The request — Scan the material below for the string "this", and copy every line where it shows up.

Dataset rows —
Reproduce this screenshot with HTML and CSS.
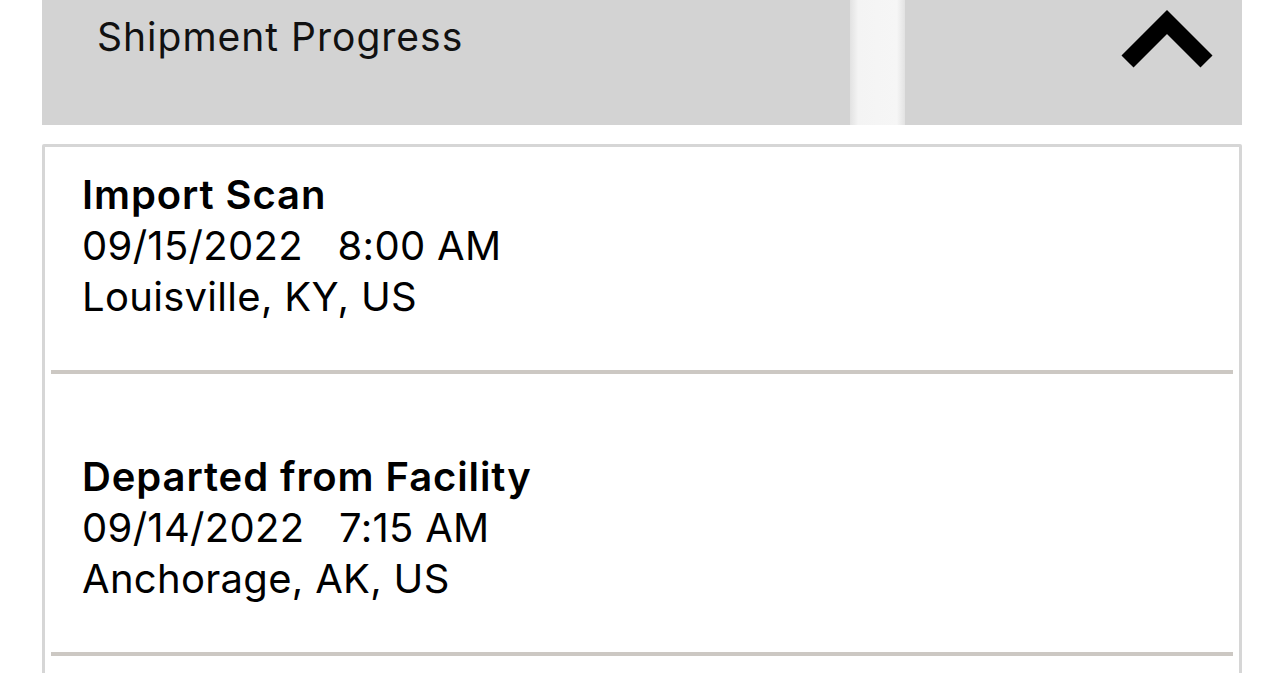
FILE: index.html
```html
<!DOCTYPE html>
<html lang="en">
<head>
    <meta charset="UTF-8">
    <meta name="viewport" content="width=device-width, initial-scale=1.0">
    <link rel="stylesheet" href="styles.css">
</head>
<body>
    <div class="container">
        <div class="panel-header">
            <h2>Shipment Progress</h2>
            <svg class="toggle" width="110" height="80" viewBox="0 0 110 80">
                <polyline points="17.5,61.5 57,22 96.5,61.5" fill="none" stroke="#000" stroke-width="17" stroke-linejoin="miter" stroke-linecap="butt"/>
            </svg>
            <span class="glare"></span>
        </div>
        <ul class="events">
            <li>
                <div class="event-title">Import Scan</div>
                <div class="event-line">09/15/2022   8:00 AM</div>
                <div class="event-line">Louisville, KY, US</div>
            </li>
            <li>
                <div class="event-title">Departed from Facility</div>
                <div class="event-line">09/14/2022   7:15 AM</div>
                <div class="event-line">Anchorage, AK, US</div>
            </li>
        </ul>
    </div>
</body>
</html>
```

FILE: styles.css
```css
body {
    font-family: Inter, "Liberation Sans", Arial, sans-serif;
    margin: 0;
    padding: 0;
    background-color: #fff;
    color: #000;
}

.container {
    width: 1200px;
    margin: 0 42px;
}

.panel-header {
    position: relative;
    display: flex;
    justify-content: space-between;
    align-items: flex-start;
    height: 125px;
    padding: 0 22px 0 55px;
    background-color: #d3d3d3;
}

.panel-header h2 {
    margin: 0;
    padding-top: 11px;
    font-size: 39px;
    font-weight: normal;
    line-height: 51px;
    letter-spacing: 1px;
    color: #111;
}

.toggle {
    display: block;
}

.glare {
    position: absolute;
    top: 0;
    left: 808px;
    width: 55px;
    height: 125px;
    background: linear-gradient(to right, #e2e2e2, #f4f4f4 15%, #f6f6f6 85%, #e2e2e2);
}

.events {
    list-style: none;
    margin: 19px 0 0;
    padding: 0 6px 80px;
    border: 3px solid #d6d6d6;
    border-radius: 2px;
}

.events li {
    padding: 77px 0 48px 31px;
    border-bottom: 4px solid #ccc8c3;
    font-size: 40px;
    line-height: 51px;
    letter-spacing: 0.3px;
}

.events li:first-child {
    padding-top: 22px;
}

.event-title {
    font-weight: 600;
    letter-spacing: 0.9px;
}

.event-line {
    white-space: pre;
}
```
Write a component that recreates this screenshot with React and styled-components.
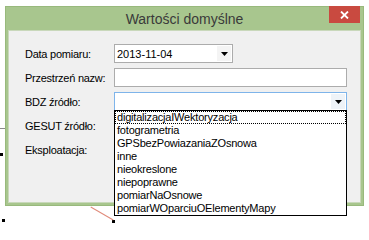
import styled, { createGlobalStyle } from 'styled-components'

const GlobalStyle = createGlobalStyle`
  html, body {
    margin: 0;
    padding: 0;
    background: #ffffff;
  }
  body {
    font-family: "Liberation Sans", Arial, sans-serif;
  }
`

const sources = [
  'digitalizacjaIWektoryzacja',
  'fotogrametria',
  'GPSbezPowiazaniaZOsnowa',
  'inne',
  'nieokreslone',
  'niepoprawne',
  'pomiarNaOsnowe',
  'pomiarWOparciuOElementyMapy',
]

const rows = [
  { label: 'Data pomiaru:', kind: 'date', value: '2013-11-04' },
  { label: 'Przestrzeń nazw:', kind: 'text' },
  { label: 'BDZ źródło:', kind: 'combo', open: true },
  { label: 'GESUT źródło:', kind: 'combo' },
  { label: 'Eksploatacja:', kind: 'combo' },
]

const Arrow = () => (
  <svg width="7" height="4" viewBox="0 0 7 4">
    <path d="M0 0 H7 L3.5 4 Z" fill="#000" />
  </svg>
)

const CloseGlyph = () => (
  <svg width="9" height="8" viewBox="0 0 9 8">
    <path d="M1 0.5 L8 7.5 M8 0.5 L1 7.5" stroke="#fff" strokeWidth="1.8" />
  </svg>
)

export default function App() {
  return (
    <Canvas>
      <GlobalStyle />
      <Backdrop />
      <Connector />
      <Window>
        <TitleBar>
          <span />
          <Title>Wartości domyślne</Title>
          <CloseButton>
            <CloseGlyph />
          </CloseButton>
        </TitleBar>
        <Client>
          <Form>
            {rows.map((row) => (
              <Row key={row.label}>
                <Label>{row.label}</Label>
                {row.kind === 'text' && <TextBox />}
                {row.kind === 'date' && (
                  <Combo narrow>
                    <Value>{row.value}</Value>
                    <ArrowButton>
                      <Arrow />
                    </ArrowButton>
                  </Combo>
                )}
                {row.kind === 'combo' && (
                  <Combo focused={row.open}>
                    <Value />
                    <ArrowButton focused={row.open}>
                      <Arrow />
                    </ArrowButton>
                    {row.open && (
                      <ListBox>
                        {sources.map((s, i) => (
                          <Item key={s} current={i === 0}>
                            {s}
                          </Item>
                        ))}
                      </ListBox>
                    )}
                  </Combo>
                )}
              </Row>
            ))}
          </Form>
        </Client>
      </Window>
    </Canvas>
  )
}

const Canvas = styled.div`
  position: relative;
  width: 369px;
  height: 227px;
  overflow: hidden;
  padding: 6px 0 0 5px;
  box-sizing: border-box;
`

// bits of the diagram lying behind the dialog
const Backdrop = styled.div`
  position: absolute;
  inset: 0;

  &::before {
    content: '';
    position: absolute;
    left: 0;
    top: 153px;
    width: 3px;
    height: 3px;
    background: #000;
    box-shadow: 2px 66px 0 #000, 112px 67px 0 #000;
  }

  &::after {
    content: '';
    position: absolute;
    left: 89px;
    top: 213px;
    width: 26px;
    height: 1px;
    background: #e08a7a;
    transform: rotate(30deg);
  }
`

const Connector = styled.div`
  position: absolute;
  left: 0;
  top: 128px;
  width: 5px;
  height: 1px;
  background: #8a8a8a;
`

const Window = styled.div`
  position: relative;
  width: 359px;
  height: 200px;
  box-sizing: border-box;
  display: flex;
  flex-direction: column;
  background: #a8c68e;
  border: 1px solid #98b97c;
  padding: 0 2px 2px;
`

const TitleBar = styled.div`
  display: grid;
  grid-template-columns: 1fr auto 1fr;
  align-items: start;
  height: 24px;
  margin: -1px -2px 0;
`

const Title = styled.div`
  font-size: 14px;
  line-height: 26px;
  color: #3a3a3a;
  white-space: nowrap;
`

const CloseButton = styled.div`
  justify-self: end;
  margin-right: 3px;
  width: 31px;
  height: 17px;
  background: #c94a40;
  display: flex;
  align-items: center;
  justify-content: center;
`

const Client = styled.div`
  flex: 1;
  background: #f0f0f0;
  border: 1px solid #c9d8bb;
  padding: 13px 0 0 16px;
`

const Form = styled.div`
  display: flex;
  flex-direction: column;
  gap: 5px;
`

const Row = styled.div`
  display: grid;
  grid-template-columns: 89px 233px;
  align-items: center;
  height: 19px;
`

const Label = styled.div`
  font-size: 11px;
  letter-spacing: -0.25px;
  color: #000;
  white-space: nowrap;
`

const TextBox = styled.div`
  height: 19px;
  box-sizing: border-box;
  background: #fff;
  border: 1px solid #acacac;
`

const Combo = styled.div`
  position: relative;
  width: ${(p) => (p.narrow ? '119px' : '233px')};
  height: 19px;
  box-sizing: border-box;
  background: #fff;
  border: 1px solid ${(p) => (p.focused ? '#7eb4ea' : '#acacac')};
  display: flex;
  align-items: center;
`

const Value = styled.div`
  flex: 1;
  padding-left: 2px;
  font-size: 11px;
  color: #000;
`

const ArrowButton = styled.div`
  width: 14px;
  height: 15px;
  margin-right: 1px;
  display: flex;
  align-items: center;
  justify-content: center;
  background: ${(p) => (p.focused ? '#eef3f8' : '#f4f4f4')};
`

const ListBox = styled.div`
  position: absolute;
  z-index: 2;
  top: 100%;
  left: -1px;
  right: -1px;
  background: #fff;
  border: 1px solid #000;
`

const Item = styled.div`
  font-size: 11px;
  line-height: 13px;
  height: 13px;
  padding-left: 2px;
  color: #000;
  white-space: nowrap;
  letter-spacing: -0.2px;
  outline: ${(p) => (p.current ? '1px dotted #000' : 'none')};
  outline-offset: -1px;
`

Task output —
Reproduce this screenshot with HTML and CSS.
Write a component that recreates this screenshot with React and styled-components.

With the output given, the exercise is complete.